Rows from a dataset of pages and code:
------------------------------------------------------------

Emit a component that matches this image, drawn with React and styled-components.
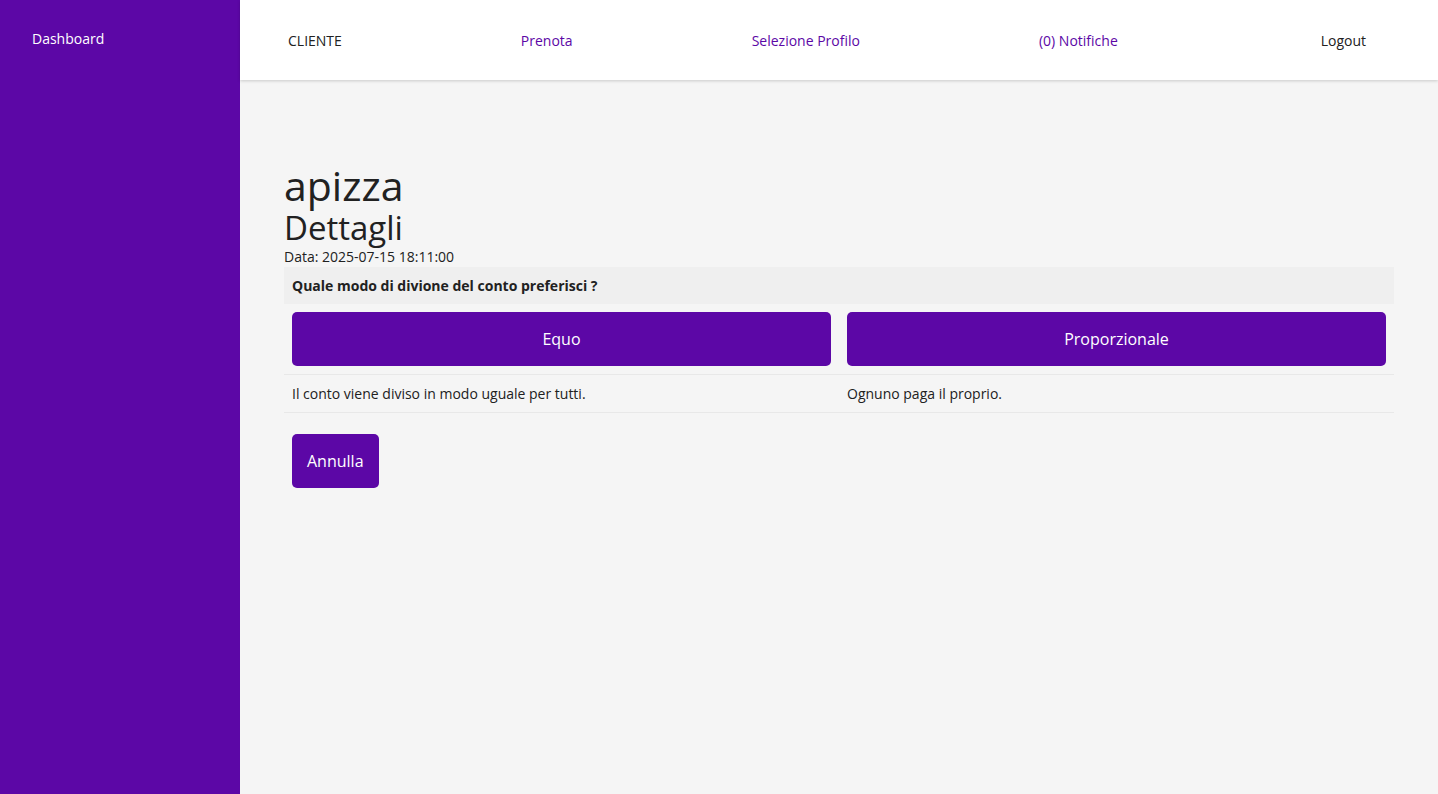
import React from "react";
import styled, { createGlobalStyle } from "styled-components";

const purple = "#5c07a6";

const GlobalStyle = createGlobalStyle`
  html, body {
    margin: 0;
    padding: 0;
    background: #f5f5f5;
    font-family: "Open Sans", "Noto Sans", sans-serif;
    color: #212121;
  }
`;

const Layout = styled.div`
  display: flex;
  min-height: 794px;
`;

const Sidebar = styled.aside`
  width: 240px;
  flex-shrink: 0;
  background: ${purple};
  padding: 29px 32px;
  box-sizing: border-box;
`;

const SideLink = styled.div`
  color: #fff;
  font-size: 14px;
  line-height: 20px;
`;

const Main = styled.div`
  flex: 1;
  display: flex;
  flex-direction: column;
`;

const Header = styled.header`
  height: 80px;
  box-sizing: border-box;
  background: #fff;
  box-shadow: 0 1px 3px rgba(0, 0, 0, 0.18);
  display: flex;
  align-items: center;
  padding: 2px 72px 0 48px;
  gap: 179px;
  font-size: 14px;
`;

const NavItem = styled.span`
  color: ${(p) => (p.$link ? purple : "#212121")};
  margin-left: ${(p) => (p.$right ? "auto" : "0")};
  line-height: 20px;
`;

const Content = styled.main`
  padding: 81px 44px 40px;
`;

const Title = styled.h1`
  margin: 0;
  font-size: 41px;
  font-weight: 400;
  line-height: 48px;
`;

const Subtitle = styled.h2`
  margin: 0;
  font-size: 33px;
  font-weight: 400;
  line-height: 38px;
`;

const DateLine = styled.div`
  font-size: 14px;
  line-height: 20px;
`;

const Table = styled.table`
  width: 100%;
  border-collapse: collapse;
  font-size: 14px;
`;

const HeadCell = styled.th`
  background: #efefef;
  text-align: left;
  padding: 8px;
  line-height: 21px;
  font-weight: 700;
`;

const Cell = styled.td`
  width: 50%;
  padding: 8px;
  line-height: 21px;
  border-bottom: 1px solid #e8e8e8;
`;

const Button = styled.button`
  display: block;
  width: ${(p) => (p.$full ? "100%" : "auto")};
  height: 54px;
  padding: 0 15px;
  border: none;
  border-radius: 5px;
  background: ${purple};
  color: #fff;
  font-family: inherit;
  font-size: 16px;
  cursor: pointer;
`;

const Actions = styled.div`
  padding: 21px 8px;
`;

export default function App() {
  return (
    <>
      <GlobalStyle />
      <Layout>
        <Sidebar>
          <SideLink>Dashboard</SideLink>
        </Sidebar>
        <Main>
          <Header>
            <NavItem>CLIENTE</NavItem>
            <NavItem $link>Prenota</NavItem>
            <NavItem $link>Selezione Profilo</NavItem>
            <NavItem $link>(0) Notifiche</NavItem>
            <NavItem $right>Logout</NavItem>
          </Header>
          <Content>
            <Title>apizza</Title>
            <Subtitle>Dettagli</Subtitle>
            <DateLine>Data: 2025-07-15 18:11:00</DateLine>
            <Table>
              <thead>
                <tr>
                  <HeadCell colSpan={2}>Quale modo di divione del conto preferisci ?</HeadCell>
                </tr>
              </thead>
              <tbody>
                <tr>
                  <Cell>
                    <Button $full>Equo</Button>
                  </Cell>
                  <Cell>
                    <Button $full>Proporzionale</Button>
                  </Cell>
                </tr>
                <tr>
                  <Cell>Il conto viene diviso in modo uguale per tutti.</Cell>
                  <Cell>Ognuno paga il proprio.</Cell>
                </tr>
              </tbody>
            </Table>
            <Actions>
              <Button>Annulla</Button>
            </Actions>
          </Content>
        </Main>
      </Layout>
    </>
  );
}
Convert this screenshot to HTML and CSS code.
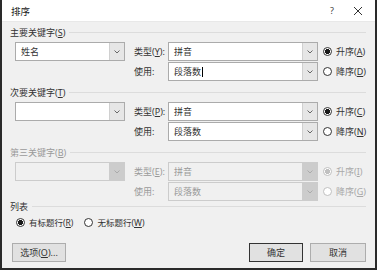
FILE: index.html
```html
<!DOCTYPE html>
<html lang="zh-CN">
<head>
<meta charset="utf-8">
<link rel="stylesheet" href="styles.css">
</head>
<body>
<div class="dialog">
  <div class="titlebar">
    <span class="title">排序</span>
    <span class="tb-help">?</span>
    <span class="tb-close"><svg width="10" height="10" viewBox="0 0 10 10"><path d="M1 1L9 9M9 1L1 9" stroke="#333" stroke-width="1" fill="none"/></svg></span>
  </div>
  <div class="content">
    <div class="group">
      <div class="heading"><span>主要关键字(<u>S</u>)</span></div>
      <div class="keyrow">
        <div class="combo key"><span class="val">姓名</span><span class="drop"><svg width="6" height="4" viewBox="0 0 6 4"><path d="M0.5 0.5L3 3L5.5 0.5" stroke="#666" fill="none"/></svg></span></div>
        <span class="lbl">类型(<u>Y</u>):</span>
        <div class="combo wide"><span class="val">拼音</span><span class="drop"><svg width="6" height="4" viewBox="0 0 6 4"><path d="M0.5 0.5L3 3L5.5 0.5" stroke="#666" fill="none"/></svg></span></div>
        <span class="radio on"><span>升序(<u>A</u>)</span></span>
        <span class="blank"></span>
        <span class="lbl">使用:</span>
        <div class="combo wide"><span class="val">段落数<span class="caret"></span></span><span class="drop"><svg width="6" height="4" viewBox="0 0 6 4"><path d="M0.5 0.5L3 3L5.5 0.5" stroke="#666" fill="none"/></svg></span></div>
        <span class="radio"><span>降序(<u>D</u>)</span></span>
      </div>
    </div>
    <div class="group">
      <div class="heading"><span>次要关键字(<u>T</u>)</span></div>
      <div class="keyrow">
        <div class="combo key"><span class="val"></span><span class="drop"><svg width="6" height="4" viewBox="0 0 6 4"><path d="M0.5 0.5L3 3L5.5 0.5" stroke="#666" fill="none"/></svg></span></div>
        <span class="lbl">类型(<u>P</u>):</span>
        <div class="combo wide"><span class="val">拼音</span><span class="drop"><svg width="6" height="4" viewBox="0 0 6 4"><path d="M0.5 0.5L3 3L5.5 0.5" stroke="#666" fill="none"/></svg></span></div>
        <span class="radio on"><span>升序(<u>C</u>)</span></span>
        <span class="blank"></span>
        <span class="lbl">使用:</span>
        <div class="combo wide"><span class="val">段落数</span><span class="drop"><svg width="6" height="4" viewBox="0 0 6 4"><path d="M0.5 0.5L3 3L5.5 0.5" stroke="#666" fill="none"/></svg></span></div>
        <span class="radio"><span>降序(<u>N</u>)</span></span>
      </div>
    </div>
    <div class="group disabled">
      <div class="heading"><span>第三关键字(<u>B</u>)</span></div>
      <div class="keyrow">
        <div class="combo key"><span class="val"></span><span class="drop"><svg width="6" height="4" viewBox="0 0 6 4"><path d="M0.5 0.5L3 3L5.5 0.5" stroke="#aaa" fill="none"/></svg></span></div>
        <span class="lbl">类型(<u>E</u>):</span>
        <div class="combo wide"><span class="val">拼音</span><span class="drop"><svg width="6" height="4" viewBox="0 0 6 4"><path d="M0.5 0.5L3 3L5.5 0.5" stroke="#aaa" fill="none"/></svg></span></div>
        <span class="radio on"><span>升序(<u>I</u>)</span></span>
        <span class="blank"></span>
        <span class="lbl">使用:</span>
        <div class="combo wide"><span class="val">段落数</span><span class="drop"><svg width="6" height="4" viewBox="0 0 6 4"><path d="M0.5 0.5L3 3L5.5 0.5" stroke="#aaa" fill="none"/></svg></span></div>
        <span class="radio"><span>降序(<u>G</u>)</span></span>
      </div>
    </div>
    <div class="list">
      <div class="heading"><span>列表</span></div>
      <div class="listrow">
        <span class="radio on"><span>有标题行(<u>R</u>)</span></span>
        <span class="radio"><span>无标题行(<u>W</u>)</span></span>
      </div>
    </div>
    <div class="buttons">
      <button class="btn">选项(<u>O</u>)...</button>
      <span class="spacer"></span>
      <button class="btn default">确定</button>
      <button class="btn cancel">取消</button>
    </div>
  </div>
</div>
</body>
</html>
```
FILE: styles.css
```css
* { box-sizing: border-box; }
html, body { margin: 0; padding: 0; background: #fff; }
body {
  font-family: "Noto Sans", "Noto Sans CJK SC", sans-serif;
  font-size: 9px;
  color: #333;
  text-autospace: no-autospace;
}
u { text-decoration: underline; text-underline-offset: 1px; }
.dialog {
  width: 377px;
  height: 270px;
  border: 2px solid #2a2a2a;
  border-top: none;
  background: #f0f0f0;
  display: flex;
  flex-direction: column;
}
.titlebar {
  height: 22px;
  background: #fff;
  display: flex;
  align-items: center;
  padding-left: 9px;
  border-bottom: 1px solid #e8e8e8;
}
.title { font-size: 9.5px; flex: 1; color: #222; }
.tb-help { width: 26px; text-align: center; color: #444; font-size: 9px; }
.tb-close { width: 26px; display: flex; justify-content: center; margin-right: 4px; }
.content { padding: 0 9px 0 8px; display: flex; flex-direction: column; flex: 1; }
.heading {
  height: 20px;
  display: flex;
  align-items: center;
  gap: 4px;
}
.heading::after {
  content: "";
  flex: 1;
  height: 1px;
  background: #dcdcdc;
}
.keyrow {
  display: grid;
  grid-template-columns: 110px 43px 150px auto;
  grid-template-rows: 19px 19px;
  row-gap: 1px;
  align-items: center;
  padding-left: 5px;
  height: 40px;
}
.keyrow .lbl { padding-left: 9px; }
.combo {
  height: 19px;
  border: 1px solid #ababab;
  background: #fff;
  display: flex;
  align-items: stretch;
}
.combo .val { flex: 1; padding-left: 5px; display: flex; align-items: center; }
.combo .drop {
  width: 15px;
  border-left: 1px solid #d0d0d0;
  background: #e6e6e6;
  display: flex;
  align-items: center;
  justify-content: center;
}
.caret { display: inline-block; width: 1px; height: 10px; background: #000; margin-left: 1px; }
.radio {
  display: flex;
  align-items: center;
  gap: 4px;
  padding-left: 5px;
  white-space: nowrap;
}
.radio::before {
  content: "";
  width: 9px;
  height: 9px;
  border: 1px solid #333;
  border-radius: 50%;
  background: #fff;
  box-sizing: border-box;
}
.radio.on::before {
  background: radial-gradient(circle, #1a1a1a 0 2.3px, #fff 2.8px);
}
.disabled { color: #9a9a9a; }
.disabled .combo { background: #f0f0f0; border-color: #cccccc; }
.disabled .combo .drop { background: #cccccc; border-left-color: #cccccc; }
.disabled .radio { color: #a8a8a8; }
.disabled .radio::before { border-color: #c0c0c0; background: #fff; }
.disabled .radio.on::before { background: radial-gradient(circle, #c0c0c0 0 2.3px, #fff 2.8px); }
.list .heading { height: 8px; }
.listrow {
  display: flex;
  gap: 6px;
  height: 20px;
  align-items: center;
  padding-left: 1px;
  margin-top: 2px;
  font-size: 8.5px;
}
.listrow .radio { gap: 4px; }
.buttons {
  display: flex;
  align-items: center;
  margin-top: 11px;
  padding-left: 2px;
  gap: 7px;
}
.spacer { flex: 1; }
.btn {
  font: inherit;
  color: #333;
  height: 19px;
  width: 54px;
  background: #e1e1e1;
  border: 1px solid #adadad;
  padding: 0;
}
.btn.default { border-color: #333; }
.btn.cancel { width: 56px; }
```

------------------------------------------------------------

Aim:
Count how many lines of the material hold the string "components". Give the number and nothing more.

Problem solution:
2